■ SHORT PROBLEM
Copy out every line that contains "React".

■ STORED DATA

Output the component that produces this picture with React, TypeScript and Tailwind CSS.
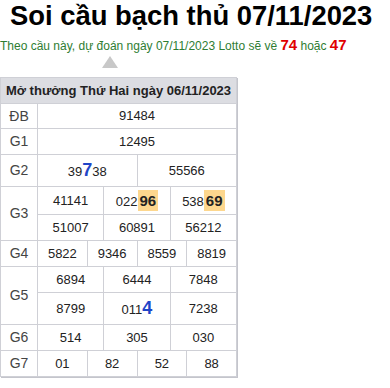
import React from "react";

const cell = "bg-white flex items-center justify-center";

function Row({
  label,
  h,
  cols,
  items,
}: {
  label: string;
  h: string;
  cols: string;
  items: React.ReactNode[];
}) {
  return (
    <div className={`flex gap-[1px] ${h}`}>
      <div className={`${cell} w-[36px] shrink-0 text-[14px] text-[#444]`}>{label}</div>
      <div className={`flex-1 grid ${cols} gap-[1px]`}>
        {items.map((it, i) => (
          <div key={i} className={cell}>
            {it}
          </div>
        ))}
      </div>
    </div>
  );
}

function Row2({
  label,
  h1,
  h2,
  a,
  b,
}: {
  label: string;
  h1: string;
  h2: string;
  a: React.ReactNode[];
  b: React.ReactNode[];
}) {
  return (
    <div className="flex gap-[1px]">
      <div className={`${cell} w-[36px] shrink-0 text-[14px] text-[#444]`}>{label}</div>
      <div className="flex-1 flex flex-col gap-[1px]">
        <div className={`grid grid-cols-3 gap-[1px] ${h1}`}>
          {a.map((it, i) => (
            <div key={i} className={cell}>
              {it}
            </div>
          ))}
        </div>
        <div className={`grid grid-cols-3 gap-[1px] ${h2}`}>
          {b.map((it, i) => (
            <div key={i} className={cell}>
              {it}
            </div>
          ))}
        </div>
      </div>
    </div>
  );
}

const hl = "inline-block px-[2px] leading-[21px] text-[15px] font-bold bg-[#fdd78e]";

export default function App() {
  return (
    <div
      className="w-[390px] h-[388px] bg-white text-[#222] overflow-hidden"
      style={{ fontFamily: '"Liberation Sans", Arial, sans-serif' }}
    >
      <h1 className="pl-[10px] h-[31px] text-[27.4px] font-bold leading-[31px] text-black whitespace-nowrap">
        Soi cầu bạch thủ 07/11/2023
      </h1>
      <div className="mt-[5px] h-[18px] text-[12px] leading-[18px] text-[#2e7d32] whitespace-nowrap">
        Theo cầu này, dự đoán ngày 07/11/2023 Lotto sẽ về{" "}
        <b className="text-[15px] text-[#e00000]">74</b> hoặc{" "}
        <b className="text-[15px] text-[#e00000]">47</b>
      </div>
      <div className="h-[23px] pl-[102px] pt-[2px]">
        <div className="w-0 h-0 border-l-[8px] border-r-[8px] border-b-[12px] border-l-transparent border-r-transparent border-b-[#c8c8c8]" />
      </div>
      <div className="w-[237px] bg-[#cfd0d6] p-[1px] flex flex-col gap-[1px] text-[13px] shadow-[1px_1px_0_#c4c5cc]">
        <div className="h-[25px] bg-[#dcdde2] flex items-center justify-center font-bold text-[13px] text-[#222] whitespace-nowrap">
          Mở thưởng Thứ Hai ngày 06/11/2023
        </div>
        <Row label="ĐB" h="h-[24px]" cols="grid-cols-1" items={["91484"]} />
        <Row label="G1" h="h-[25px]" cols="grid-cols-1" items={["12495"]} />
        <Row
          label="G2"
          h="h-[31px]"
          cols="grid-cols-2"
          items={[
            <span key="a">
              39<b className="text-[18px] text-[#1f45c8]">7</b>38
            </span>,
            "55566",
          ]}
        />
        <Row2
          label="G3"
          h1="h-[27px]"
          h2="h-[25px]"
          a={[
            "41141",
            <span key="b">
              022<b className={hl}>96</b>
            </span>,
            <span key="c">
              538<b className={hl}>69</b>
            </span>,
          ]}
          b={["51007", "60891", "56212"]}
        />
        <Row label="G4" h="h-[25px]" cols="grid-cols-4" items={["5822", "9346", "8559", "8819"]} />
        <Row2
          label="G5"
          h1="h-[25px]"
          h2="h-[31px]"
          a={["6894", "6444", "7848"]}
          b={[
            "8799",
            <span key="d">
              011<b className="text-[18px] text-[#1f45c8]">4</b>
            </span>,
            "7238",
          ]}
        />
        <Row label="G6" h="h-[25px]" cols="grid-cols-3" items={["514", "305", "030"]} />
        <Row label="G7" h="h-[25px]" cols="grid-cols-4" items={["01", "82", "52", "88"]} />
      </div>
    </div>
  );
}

■ FINAL RESULT
Output the component that produces this picture with React, TypeScript and Tailwind CSS.
import React from "react";
  items: React.ReactNode[];
  a: React.ReactNode[];
  b: React.ReactNode[];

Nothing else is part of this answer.